--- start of DATA EXCERPT ---

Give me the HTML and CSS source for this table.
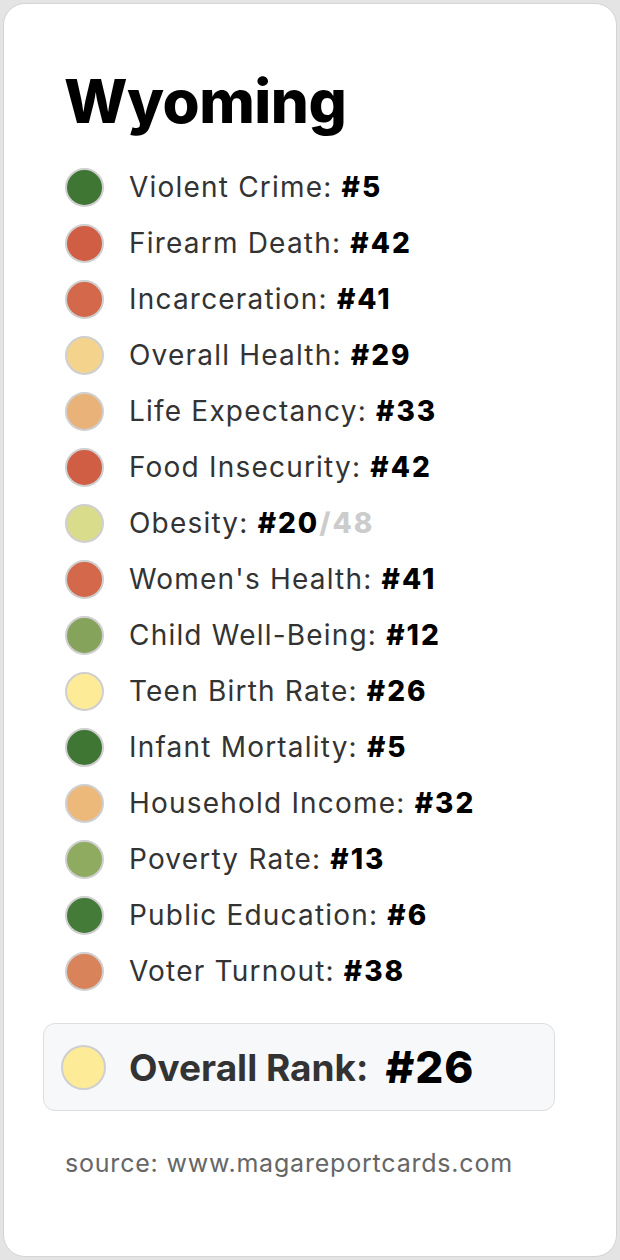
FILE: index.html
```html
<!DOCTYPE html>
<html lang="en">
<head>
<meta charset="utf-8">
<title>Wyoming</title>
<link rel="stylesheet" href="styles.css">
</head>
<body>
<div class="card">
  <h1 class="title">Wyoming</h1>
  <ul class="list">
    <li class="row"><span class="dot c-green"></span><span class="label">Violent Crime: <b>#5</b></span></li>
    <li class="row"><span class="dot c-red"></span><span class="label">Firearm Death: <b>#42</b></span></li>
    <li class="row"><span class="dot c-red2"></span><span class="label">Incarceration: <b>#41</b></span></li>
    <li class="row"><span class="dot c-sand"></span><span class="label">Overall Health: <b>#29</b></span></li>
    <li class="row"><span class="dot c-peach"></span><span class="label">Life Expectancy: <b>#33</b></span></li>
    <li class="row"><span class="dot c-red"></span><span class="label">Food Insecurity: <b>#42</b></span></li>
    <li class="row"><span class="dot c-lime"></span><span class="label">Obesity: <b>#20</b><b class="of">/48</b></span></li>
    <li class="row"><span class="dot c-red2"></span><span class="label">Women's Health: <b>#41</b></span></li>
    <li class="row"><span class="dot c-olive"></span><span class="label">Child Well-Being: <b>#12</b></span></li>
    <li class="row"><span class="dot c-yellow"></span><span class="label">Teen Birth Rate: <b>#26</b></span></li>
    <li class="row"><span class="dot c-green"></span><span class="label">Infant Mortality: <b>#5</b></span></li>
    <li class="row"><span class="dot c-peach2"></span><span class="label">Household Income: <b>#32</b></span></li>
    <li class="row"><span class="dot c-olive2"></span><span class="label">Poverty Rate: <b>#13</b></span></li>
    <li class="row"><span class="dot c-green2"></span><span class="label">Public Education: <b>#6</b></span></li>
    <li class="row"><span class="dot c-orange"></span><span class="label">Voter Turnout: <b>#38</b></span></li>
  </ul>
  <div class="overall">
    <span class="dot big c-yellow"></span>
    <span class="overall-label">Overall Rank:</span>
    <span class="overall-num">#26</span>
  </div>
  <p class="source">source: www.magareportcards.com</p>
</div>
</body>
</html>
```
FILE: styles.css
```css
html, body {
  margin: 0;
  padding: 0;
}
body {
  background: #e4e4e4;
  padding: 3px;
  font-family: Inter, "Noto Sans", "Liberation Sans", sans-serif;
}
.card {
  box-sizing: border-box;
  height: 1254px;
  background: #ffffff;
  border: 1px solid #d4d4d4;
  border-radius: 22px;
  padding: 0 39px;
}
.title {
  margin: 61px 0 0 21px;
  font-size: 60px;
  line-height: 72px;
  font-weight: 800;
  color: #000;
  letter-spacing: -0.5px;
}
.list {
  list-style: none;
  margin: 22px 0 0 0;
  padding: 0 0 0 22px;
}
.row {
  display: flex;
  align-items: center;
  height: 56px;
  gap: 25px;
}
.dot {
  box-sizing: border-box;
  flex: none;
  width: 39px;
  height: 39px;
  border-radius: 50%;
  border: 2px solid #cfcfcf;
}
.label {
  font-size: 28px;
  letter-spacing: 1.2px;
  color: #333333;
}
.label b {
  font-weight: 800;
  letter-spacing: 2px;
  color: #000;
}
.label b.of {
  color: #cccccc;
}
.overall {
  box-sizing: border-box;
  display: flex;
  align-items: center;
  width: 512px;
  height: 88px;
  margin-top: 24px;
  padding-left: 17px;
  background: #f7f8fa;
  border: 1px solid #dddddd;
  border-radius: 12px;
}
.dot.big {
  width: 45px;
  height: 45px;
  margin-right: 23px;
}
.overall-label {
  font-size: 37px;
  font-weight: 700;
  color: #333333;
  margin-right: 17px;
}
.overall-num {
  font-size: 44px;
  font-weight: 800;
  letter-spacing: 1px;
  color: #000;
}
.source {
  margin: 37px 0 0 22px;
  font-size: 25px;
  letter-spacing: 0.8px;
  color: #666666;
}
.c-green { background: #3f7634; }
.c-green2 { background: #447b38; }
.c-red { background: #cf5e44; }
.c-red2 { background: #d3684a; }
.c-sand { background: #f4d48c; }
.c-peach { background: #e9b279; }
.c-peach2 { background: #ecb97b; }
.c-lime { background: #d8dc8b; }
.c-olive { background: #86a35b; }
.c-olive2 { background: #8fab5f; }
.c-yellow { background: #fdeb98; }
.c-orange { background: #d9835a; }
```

--- end of DATA EXCERPT ---

### EXERCISE AIM:
Tally how many lines of the material contain the word "source". The answer must be the number and nothing else.

### SOLUTION FOR THIS TASK:
3